Charter Communications has agreed to purchase Time Warner Cable in a cash and stock deal valued at $78.7 billion, just weeks after the second largest cable operator in the country watched its deal with Comcast crumble amid growing regulatory opposition.
Charter, which began pursuing Time Warner Cable about two years ago, finally snagged the prize, agreeing to pay $100 per share in cash and 0.5409 shares of Charter stock. The deal values Time Warner Cable at $195.71 per share based on Charter’s closing price on May 20, or $200 per share based on Charter’s 60-trading day volume average price. TWC shareholders can opt to take $115 in cash and 0.4562 shares of Charter stock.
Comcast terminated its $67 billion merger with TWC on April 24, 14 months after agreeing to merge with the company, after it became clear regulators would not approve the deal. Charter, which has substantially fewer customers than Comcast, is expected to have an easier go at it during the regulatory aproval process.
At the same time, Charter agreed to purchase Bright House Networks for $10.4 billion, another deal that has been in the works for a while. Combined, the deals will give the combined companies 23.9 million customer relationships, or about 14.8 million video customers.
Liberty Broadband, the tracking stock that holds about 25% of Charter shares, has agreed to purchase about $5 billion in newly issued shares of the combined company.
The deal, expected to close by the end of the year, is a substantial premium to the Comcast deal, which valued TWC at more than $158 per share.
When the dust settles, TWC shareholders will own between 40% and 44% of the new company (depending on which option they take).
In a statement, Charter said the deal will result in faster broadband speeds, greater deployment of WiFi and more advanced services.
“The teams at Charter, Time Warner Cable and Bright House Networks are filled with the innovators of our industry. Representatives of each of these companies have invented some of the most revolutionary communications products ever created; innovations like video on demand, VOIP phone service, remote storage DVR, cable TV through an app, downloadable security and the first backward-compatible, cloud-based user interface. That spirit of innovation will live on, and it will create real benefits and great long-term value for the customers, shareholders and employees of all three companies,” said Charter CEO Tom Rutledge in a statement. “With our larger reach, we will be able to accelerate the deployment of faster Internet speeds, state-of-the-art video experiences, and fully–featured voice products, at highly competitive prices.
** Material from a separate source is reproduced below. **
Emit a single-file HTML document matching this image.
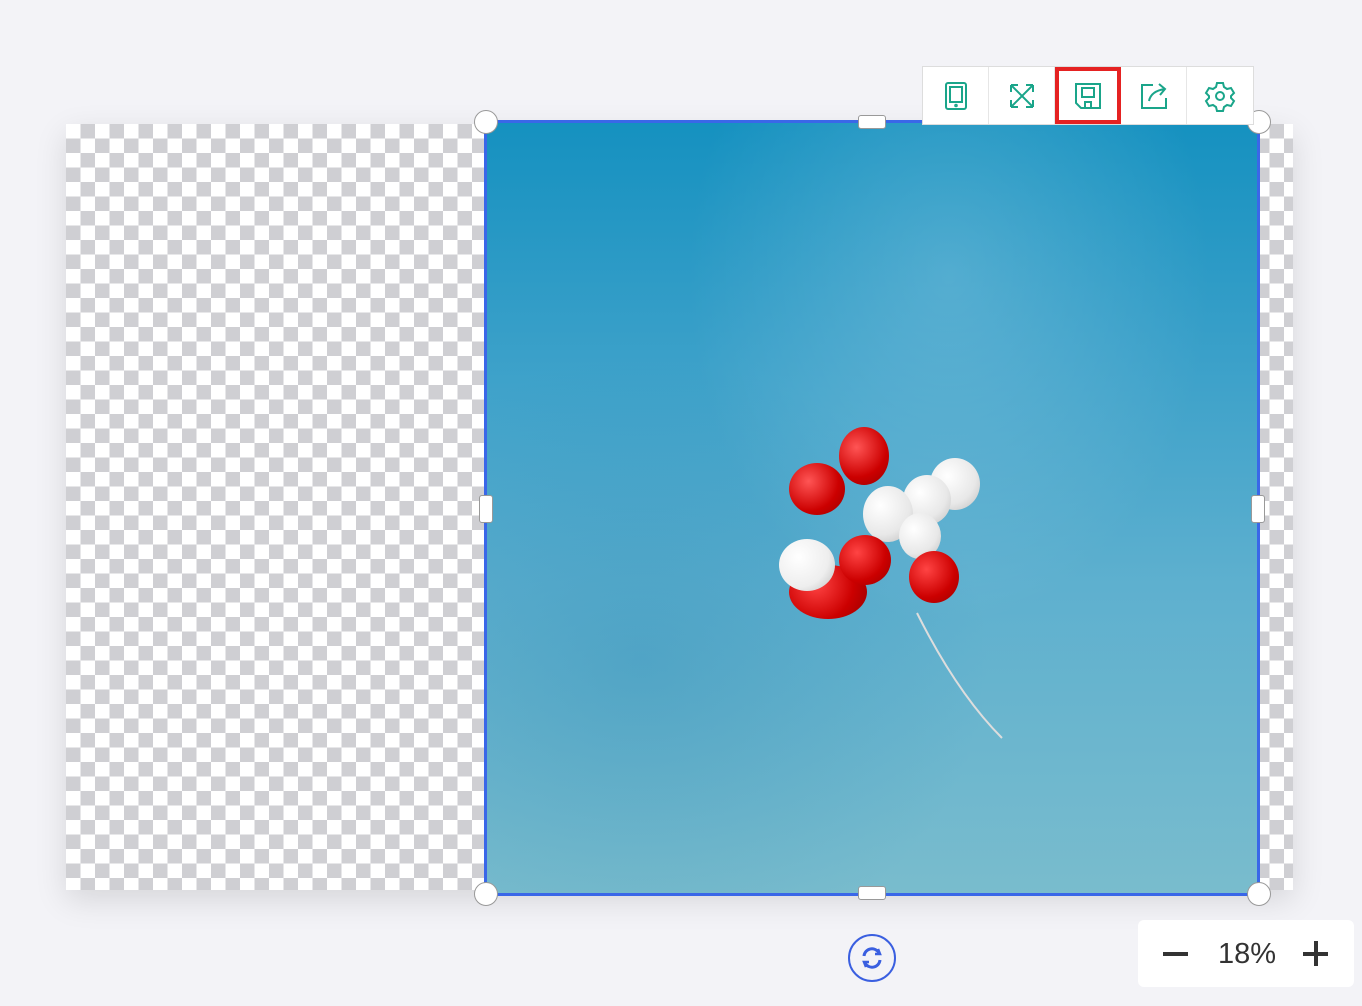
<!DOCTYPE html>
<html><head><meta charset="utf-8"><style>
body{margin:0;width:1362px;height:1006px;background:#f3f3f7;position:relative;overflow:hidden;font-family:"Liberation Sans",sans-serif}
.checker{position:absolute;left:66px;top:124px;width:1227px;height:766px;
background-color:#fff;background-image:linear-gradient(45deg,#cfcfd3 25%,transparent 25%,transparent 75%,#cfcfd3 75%),linear-gradient(45deg,#cfcfd3 25%,transparent 25%,transparent 75%,#cfcfd3 75%);
background-size:29px 29px;background-position:0 0,14.5px 14.5px;box-shadow:0 10px 30px rgba(0,0,0,.12)}
.img{position:absolute;left:484px;top:120px;width:770px;height:770px;border:3px solid #3a67e8;overflow:hidden;
background:linear-gradient(180deg,#1591c0 0%,#3aa0c9 30%,#5eb0cf 60%,#79bccd 100%)}
.h{position:absolute;background:#fff;border:1px solid #999;}
.c{width:22px;height:22px;border-radius:50%}
.tb{position:absolute;left:922px;top:66px;width:330px;height:57px;background:#fff;border:1px solid #ddd;display:flex}
.tb div{width:66px;height:57px;border-right:1px solid #e6e6e6;display:flex;align-items:center;justify-content:center;box-sizing:border-box}
.b{position:absolute;border-radius:50%}
</style></head><body>
<div class="checker"></div>
<div class="img">
<div style="position:absolute;left:0;top:0;width:100%;height:100%;background:radial-gradient(ellipse at 60% 20%,rgba(255,255,255,.18),transparent 40%),radial-gradient(ellipse at 20% 70%,rgba(20,120,170,.25),transparent 40%)"></div>
<svg width="770" height="770" style="position:absolute;left:0;top:0"><path d="M430 490 Q470 570 515 615" stroke="#ddd" stroke-width="2" fill="none"/></svg>
<div class="b" style="left:302px;top:340px;width:56px;height:52px;background:radial-gradient(circle at 35% 35%,#f55,#c00 60%,#900)"></div>
<div class="b" style="left:352px;top:304px;width:50px;height:58px;background:radial-gradient(circle at 35% 35%,#f55,#c00 60%,#900)"></div>
<div class="b" style="left:443px;top:335px;width:50px;height:52px;background:radial-gradient(circle at 35% 35%,#fff,#e8e8e8 60%,#bbb)"></div>
<div class="b" style="left:416px;top:352px;width:48px;height:50px;background:radial-gradient(circle at 35% 35%,#fff,#e8e8e8 60%,#bbb)"></div>
<div class="b" style="left:376px;top:363px;width:50px;height:56px;background:radial-gradient(circle at 35% 35%,#fff,#e8e8e8 60%,#bbb)"></div>
<div class="b" style="left:412px;top:390px;width:42px;height:46px;background:radial-gradient(circle at 35% 35%,#fff,#e8e8e8 60%,#bbb)"></div>
<div class="b" style="left:302px;top:442px;width:78px;height:54px;background:radial-gradient(circle at 35% 35%,#f44,#c00 60%,#900)"></div>
<div class="b" style="left:352px;top:412px;width:52px;height:50px;background:radial-gradient(circle at 35% 35%,#f44,#c00 60%,#900)"></div>
<div class="b" style="left:422px;top:428px;width:50px;height:52px;background:radial-gradient(circle at 35% 35%,#f44,#c00 60%,#900)"></div>
<div class="b" style="left:292px;top:416px;width:56px;height:52px;background:radial-gradient(circle at 35% 35%,#fff,#eee 60%,#bbb)"></div>
</div>
<div class="h c" style="left:474px;top:110px"></div><div class="h c" style="left:1247px;top:110px"></div>
<div class="h c" style="left:474px;top:882px"></div><div class="h c" style="left:1247px;top:882px"></div>
<div class="h" style="left:858px;top:115px;width:26px;height:12px;border-radius:3px"></div>
<div class="h" style="left:858px;top:886px;width:26px;height:12px;border-radius:3px"></div>
<div class="h" style="left:479px;top:495px;width:12px;height:26px;border-radius:3px"></div>
<div class="h" style="left:1251px;top:495px;width:12px;height:26px;border-radius:3px"></div>
<div class="tb">
<div><svg width="28" height="30" fill="none" stroke="#1aa58a" stroke-width="2"><rect x="4" y="2" width="20" height="26" rx="2"/><rect x="8" y="6" width="12" height="15"/><circle cx="14" cy="24.5" r=".8"/></svg></div>
<div><svg width="30" height="30" fill="none" stroke="#1aa58a" stroke-width="2"><path d="M4 4L26 26M26 4L4 26M4 4h7M4 4v7M26 4h-7M26 4v7M4 26h7M4 26v-7M26 26h-7M26 26v-7"/></svg></div>
<div style="border:4px solid #e52222"><svg width="30" height="30" fill="none" stroke="#1aa58a" stroke-width="2"><path d="M3 3h24v24H8L3 22z"/><rect x="9" y="7" width="12" height="9"/><rect x="12" y="21" width="6" height="6"/></svg></div>
<div><svg width="30" height="30" fill="none" stroke="#1aa58a" stroke-width="2"><path d="M14 4H3v23h24V17M10 20Q12 10 26 8M20 3l6 5-5 6"/></svg></div>
<div style="border:none"><svg width="32" height="32" fill="none" stroke="#1aa58a" stroke-width="2"><path d="M13 3h6l1 4 3 2 4-1 3 5-3 3v2l3 3-3 5-4-1-3 2-1 4h-6l-1-4-3-2-4 1-3-5 3-3v-2l-3-3 3-5 4 1 3-2z"/><circle cx="16" cy="16" r="4"/></svg></div>
</div>
<svg style="position:absolute;left:848px;top:934px" width="48" height="48" fill="none" stroke="#3a5fe0" stroke-width="2"><circle cx="24" cy="24" r="23"/><path d="M16 22a8 8 0 0 1 15-3M32 26a8 8 0 0 1-15 3" stroke-width="3"/><path d="M30 15l2 5-5 0M18 33l-2-5 5 0" stroke-width="2.5"/></svg>
<div style="position:absolute;left:1138px;top:920px;width:216px;height:67px;background:#fff;border-radius:6px">
<div style="position:absolute;left:25px;top:32px;width:25px;height:4px;background:#333"></div>
<div style="position:absolute;left:80px;top:18px;font-size:29px;color:#333">18%</div>
<div style="position:absolute;left:165px;top:32px;width:25px;height:4px;background:#333"></div>
<div style="position:absolute;left:175.5px;top:21px;width:4px;height:25px;background:#333"></div>
</div>
</body></html>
In addition, we will drive greater competition through further deployment of new competitive facilities-based WiFi networks in public places, and the expansion of the facilities footprint of optical networks to serve the large, small and medium sized business services marketplace. New Charter will capitalize on technology to create and maintain a more effective and efficient service model. Put simply, the scale of New Charter, along with the combined talents we can bring to bear, position us to deliver a communications future that will unleash the full power of the two-way, interactive cable network.”
Rutledge will serve as CEO and a board member of the new company, which will have a 13-member board of directors. The remaining 12 directors will include seven independent directors nominated by the independent directors serving on Charter’s Board of Directors, two directors designated by Advance/Newhouse, and three directors designated by Liberty Broadband. Charter’s current chairman, Eric Zinterhofer, will continue to serve on the new company’s board.
“With today’s announcement, we have delivered on our commitment to maximizing shareholder value,” said TWC’s chairman and CEO Robert Marcus in a statement. “This agreement recognizes the unique value of Time Warner Cable, and brings together three great companies that share a common philosophy of strong operations, great products, robust network investment and putting customers first. This combination will only accelerate the great operating momentum we’ve seen over the last year and provide enormous opportunities for our 55,000 dedicated employees. We remain wholly committed to bringing the very best experience to our residential and business customers coast to coast.”
Bright House CEO Steve Miron seemed equally pleased.
“Today’s announcement is good news for customers and potential customers, as well as our employees, since we will be in a stronger position to deliver competitive services, invest in advanced technology, and develop innovative products that will compete with global and national brands,” Miron said in a statement. “In addition, I am very pleased that Tom Rutledge will be the CEO of the new company. Tom recognizes the importance of placing a high priority focus on customer care drawing from the expertise of all three companies, and I believe this will be a strong pillar of the new company’s culture.”